In deze zaak heeft de voorzieningenrechter van de Rechtbank Den Haag op 20 augustus 2013 uitspraak gedaan over de ongeldigverklaring van het rijbewijs van de verzoeker en de oplegging van een alcoholslotprogramma (ASP). De verzoeker, die werkzaam is in Duitsland, heeft bezwaar gemaakt tegen de verplichting om het alcoholslot periodiek in Nederland te laten aflezen. De voorzieningenrechter moest beoordelen of deze verplichting een criminal charge in de zin van het Europees Verdrag voor de Rechten van de Mens (EVRM) oplevert en of deze aan het evenredigheidsbeginsel moet worden getoetst, zoals vastgelegd in artikel 3:4 van de Algemene wet bestuursrecht (Awb). De verzoeker stelde dat het verplicht laten uitlezen van het alcoholslot hem zou dwingen om regelmatig van München naar Nederland te reizen, wat een onevenredige belasting voor hem zou zijn.
De voorzieningenrechter overwoog dat de verplichting om het alcoholslot te laten uitlezen, gezien de omstandigheden van de verzoeker, mogelijk niet in overeenstemming is met de wet- en regelgeving.

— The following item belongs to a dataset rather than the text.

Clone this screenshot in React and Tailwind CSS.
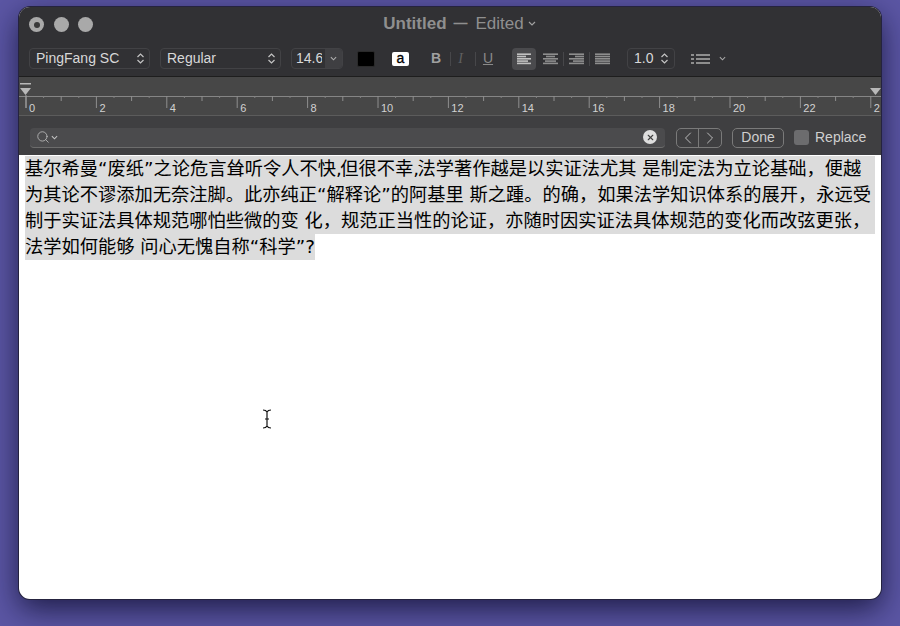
import React from "react";
import { ChevronLeft, ChevronRight, X, Search } from "lucide-react";

const F = { fontFamily: '"Liberation Sans", Arial, sans-serif' };

function Stepper() {
  return (
    <svg width="9" height="13" viewBox="0 0 9 13" fill="none" stroke="#c4c4c4" strokeWidth="1.2" className="shrink-0">
      <path d="M1.5 5 L4.5 2 L7.5 5" />
      <path d="M1.5 8 L4.5 11 L7.5 8" />
    </svg>
  );
}

function Chev({ c = "#b0b0b0", w = 8 }) {
  return (
    <svg width={w} height="5" viewBox="0 0 8 5" fill="none" stroke={c} strokeWidth="1.2">
      <path d="M1 1 L4 4 L7 1" />
    </svg>
  );
}

function AlignIcon({ rows, color = "#8e8e8e" }) {
  return (
    <svg width="15" height="12" viewBox="0 0 15 12" fill={color}>
      {rows.map(([x, w], i) => (
        <rect key={i} x={x} y={i * 2.3 + 0.4} width={w} height="1.6" />
      ))}
    </svg>
  );
}

function Ruler() {
  const ticks = [];
  const unit = 35.2;
  for (let i = 0; i <= 24; i++) {
    const x = i * unit + 7;
    ticks.push(
      <line key={"m" + i} x1={x} x2={x} y1="19" y2={i % 2 === 0 ? 31 : 24} stroke="#8f8f8f" strokeWidth="1" />
    );
    ticks.push(<line key={"s" + i} x1={x + unit / 2} x2={x + unit / 2} y1="19" y2="21" stroke="#808080" strokeWidth="1" />);
  }
  return (
    <div className="relative h-[39px] border-b border-[#5c5c5c] bg-[#474747]">
      <svg className="absolute left-0 top-0" width="862" height="39">
        <line x1="0" x2="862" y1="19.5" y2="19.5" stroke="#858585" strokeWidth="1" />
        {ticks}
        <rect x="1" y="6" width="11" height="1.5" fill="#b8b8b8" />
        <path d="M1 11 H12 L6.5 18 Z" fill="#b8b8b8" />
        <line x1="7" x2="7" y1="18" y2="31" stroke="#a0a0a0" />
        <path d="M851 11 H862 L856.5 18 Z" fill="#b8b8b8" />
      </svg>
      <div className="absolute left-[10px] top-[24px] flex text-[11px] leading-[14px] text-[#d2d2d2]" style={F}>
        {[0, 2, 4, 6, 8, 10, 12, 14, 16, 18, 20, 22, 2].map((n, i) => (
          <span key={i} className="w-[70.4px] shrink-0">{n}</span>
        ))}
      </div>
    </div>
  );
}

const lines = [
  <>
    基尔希曼“废纸”之论危言耸听令人不快<span className="tracking-[-1.5px]">,</span>但很不幸<span className="tracking-[-1.5px]">,</span>法学著作越是以实证法尤其 是制定法为立论基础，便越
  </>,
  "为其论不谬添加无奈注脚。此亦纯正“解释论”的阿基里 斯之踵。的确，如果法学知识体系的展开，永远受",
  "制于实证法具体规范哪怕些微的变 化，规范正当性的论证，亦随时因实证法具体规范的变化而改弦更张，",
  "法学如何能够 问心无愧自称“科学”?",
];

export default function App() {
  return (
    <div className="flex h-[626px] w-[900px] items-start justify-center overflow-hidden bg-[#5b56a4] pt-[7px]" style={F}>
      <div className="h-[592px] w-[862px] overflow-hidden rounded-[11px] bg-white shadow-[0_0_0_1px_#25233f,0_10px_30px_rgba(10,10,40,0.75)]">
        {/* title and toolbar */}
        <div className="flex h-[70px] flex-col border-b border-[#1e1e1e] bg-[#313134]">
          <div className="relative flex h-[34px] items-center justify-center">
            <div className="absolute left-[10px] top-[10px] flex gap-[9.5px]">
              <span className="flex h-[15px] w-[15px] items-center justify-center rounded-full bg-[#a9a9a9]">
                <span className="h-[6px] w-[6px] rounded-full bg-[#3a3a3a]" />
              </span>
              <span className="h-[15px] w-[15px] rounded-full bg-[#a9a9a9]" />
              <span className="h-[15px] w-[15px] rounded-full bg-[#a9a9a9]" />
            </div>
            <div className="ml-[20px] flex items-center text-[17px] text-[#8f8f8f]">
              <span className="font-bold">Untitled</span>
              <span className="ml-[7px] text-[14px] font-bold">—</span>
              <span className="ml-[8px]">Edited</span>
              <span className="ml-[3px]"><Chev c="#a0a0a0" w={10} /></span>
            </div>
          </div>
          <div className="flex h-[36px] items-center pl-[10px] pt-[1px] text-[14px] text-[#d8d8d8]">
            <div className="flex h-[21px] w-[121px] items-center justify-between rounded-[4px] border border-[#424245] pl-[6px] pr-[4px]">
              <span>PingFang SC</span>
              <Stepper />
            </div>
            <div className="ml-[10px] flex h-[21px] w-[121px] items-center justify-between rounded-[4px] border border-[#424245] pl-[6px] pr-[4px]">
              <span>Regular</span>
              <Stepper />
            </div>
            <div className="ml-[10px] flex h-[21px] w-[52px] items-center justify-between overflow-hidden rounded-[4px] border border-[#424245] pl-[4px]">
              <span className="w-[26px] overflow-hidden">14.6</span>
              <span className="flex h-full w-[17px] items-center justify-center bg-[#3f3f42]"><Chev w={7} /></span>
            </div>
            <span className="ml-[14px] h-[16px] w-[18px] rounded-[2px] border border-[#2a2a2a] bg-black" />
            <span className="ml-[17px] flex h-[14px] w-[17px] items-center justify-center rounded-[2px] bg-white text-[14px] text-black [-webkit-text-stroke:0.3px_black]">a</span>
            <span className="ml-[19px] w-[16px] text-center text-[14px] font-bold text-[#a0a0a0]">B</span>
            <span className="ml-[6px] h-[14px] w-px bg-[#47474a]" />
            <span className="ml-[1px] w-[17px] text-center text-[14px] italic text-[#606060]" style={{ fontFamily: '"Liberation Serif", serif' }}>I</span>
            <span className="ml-[6px] h-[14px] w-px bg-[#47474a]" />
            <span className="ml-[2px] w-[20px] text-center text-[14px] text-[#8a8a8a] underline">U</span>
            <span className="ml-[14px] flex h-[22px] w-[24px] items-center justify-center rounded-[4px] bg-[#4a4a4d]">
              <AlignIcon rows={[[0, 14], [0, 9], [0, 14], [0, 11], [0, 14]]} color="#c0c0c0" />
            </span>
            <span className="ml-[7px] flex w-[15px] justify-center">
              <AlignIcon rows={[[0, 15], [3, 9], [0, 15], [2, 11], [0, 15]]} />
            </span>
            <span className="ml-[5px] h-[14px] w-px bg-[#47474a]" />
            <span className="ml-[5px] flex w-[15px] justify-center">
              <AlignIcon rows={[[0, 15], [6, 9], [0, 15], [4, 11], [0, 15]]} />
            </span>
            <span className="ml-[5px] h-[14px] w-px bg-[#47474a]" />
            <span className="ml-[5px] flex w-[15px] justify-center">
              <AlignIcon rows={[[0, 15], [0, 15], [0, 15], [0, 15], [0, 15]]} />
            </span>
            <div className="ml-[17px] flex h-[21px] w-[48px] items-center justify-between rounded-[4px] border border-[#424245] pl-[6px] pr-[5px]">
              <span>1.0</span>
              <Stepper />
            </div>
            <svg className="ml-[16px]" width="19" height="12" viewBox="0 0 19 12" fill="#8e8e8e">
              {[1, 5, 9].map((y) => (
                <g key={y}>
                  <rect x="0" y={y} width="3" height="2" />
                  <rect x="5" y={y} width="14" height="2" />
                </g>
              ))}
            </svg>
            <span className="ml-[9px]"><Chev c="#a8a8a8" w={7} /></span>
          </div>
        </div>
        <Ruler />
        {/* find bar */}
        <div className="flex h-[39px] items-center bg-[#3f3f41] pl-[11px] pt-[4px] text-[14px] text-[#cfcfcf]">
          <div className="flex h-[20px] w-[635px] items-center justify-between rounded-[4px] border-b border-[#6d6d6d] bg-[#4b4b4d] pl-[6px] pr-[8px]">
            <span className="flex items-center gap-[1px]">
              <Search size={14} strokeWidth={1.3} color="#c8c8c8" />
              <Chev c="#c4c4c4" w={7} />
            </span>
            <span className="flex h-[14px] w-[14px] items-center justify-center rounded-full bg-[#dedede]">
              <X size={9} strokeWidth={3} color="#404040" />
            </span>
          </div>
          <div className="ml-[11px] flex h-[20px] w-[46px] rounded-[5px] border border-[#7a7a7a]">
            <span className="flex w-[22px] items-center justify-center border-r border-[#7a7a7a]">
              <ChevronLeft size={20} strokeWidth={1} color="#d4d4d4" />
            </span>
            <span className="flex flex-1 items-center justify-center">
              <ChevronRight size={20} strokeWidth={1} color="#d4d4d4" />
            </span>
          </div>
          <div className="ml-[10px] flex h-[20px] w-[52px] items-center justify-center rounded-[5px] border border-[#7a7a7a]">Done</div>
          <span className="ml-[10px] h-[15px] w-[15px] rounded-[3px] bg-[#6c6c6e]" />
          <span className="ml-[6px]">Replace</span>
        </div>
        {/* document */}
        <div className="pl-[6px] pt-[1px] text-[18.26px] text-black" style={{ fontFamily: '"DejaVu Sans", "Noto Sans CJK SC", sans-serif' }}>
          {lines.map((l, i) => (
            <div key={i} className="h-[26px] whitespace-nowrap leading-[26px]">
              <span className={i < 3 ? "block w-[850px] bg-[#dcdcdc]" : "inline-block bg-[#dcdcdc]"}>{l}</span>
            </div>
          ))}
        </div>
        {/* I-beam pointer over the page */}
        <svg className="absolute left-[261px] top-[408px]" width="12" height="22" viewBox="0 0 12 22" fill="none" stroke="#111" strokeWidth="1.2">
          <path d="M2 2 Q5 2 6 4 Q7 2 10 2 M6 4 V18 M2 20 Q5 20 6 18 Q7 20 10 20 M4 11 H8" />
        </svg>
      </div>
    </div>
  );
}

De rechter wees erop dat de verzoeker het risico loopt dat een onderzoek naar zijn geschiktheid kan leiden tot een volledige ongeldigverklaring van zijn rijbewijs, wat een zwaarder middel is dan het ASP. De voorzieningenrechter heeft het verzoek van de verzoeker toegewezen voor zover het de ongeldigverklaring van zijn rijbewijs betreft, en heeft de verweerster veroordeeld in de proceskosten van de verzoeker.
De uitspraak benadrukt de noodzaak om individuele omstandigheden van verzoekers in overweging te nemen bij de toepassing van verkeersveiligheidsmaatregelen, vooral wanneer deze maatregelen een significante impact hebben op hun dagelijks leven en werk. De voorzieningenrechter heeft de verweerster opgedragen om de kosten van de procedure te vergoeden en het griffierecht aan de verzoeker terug te betalen. De beslissing is openbaar uitgesproken en er kan geen hoger beroep tegen worden ingesteld.